A notification. There is no separate host-state authorisation; the home NCA simply forwards your information to the host states' single points of contact, ESMA and the EBA. You are not waiting for a host regulator to approve you before you can operate.

Which authorities get notified?

The single points of contact of the host Member States, plus ESMA and the EBA, under Article 65(2). Your home NCA is the single channel that communicates with them; you do not need to contact each host regulator yourself.

What is the difference between freedom to provide services and establishment?

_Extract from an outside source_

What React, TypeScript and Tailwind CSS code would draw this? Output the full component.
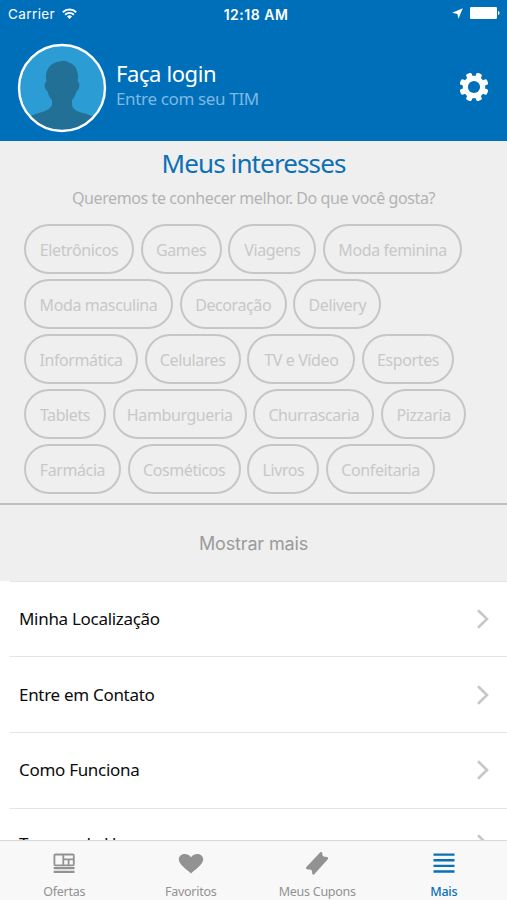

Establishment means a physical presence or branch in the host state; freedom to provide services means serving host-state clients cross-border without any local presence, under Article 59(7). Both run on the same single CASP authorisation, so the choice is operational rather than a licensing one.

How many markets does one MiCA license cover?

All 27 EU Member States. Any extension to the EEA-EFTA states (Iceland, Liechtenstein, Norway) must be verified before you rely on it, so the safe, fully-sourced reach is the 27 EU states. We advise clients to plan on the 27 and check EEA access separately.

Can a non-EU firm passport under MiCA?

No. A CASP must first be authorised in the Union under Article 59(1); a non-EU firm cannot passport without first obtaining EU CASP authorisation. The usual route is to authorise an EU-established entity as a CASP and passport from there across the single market.

Can I add more countries later?

Yes. You submit a further Article 65 notification covering the additional Member States, following the same notify-then-commence process. Each expansion is a notification rather than a fresh authorisation, so adding markets stays a fast, days-not-months exercise.

Does passporting cover all my crypto activities?

It covers only the crypto-asset services you are authorised for; the notification also lists your other non-MiCA activities for transparency, under Article 65(1). Offering a new service that your authorisation does not include is an authorisation change, not a passporting matter.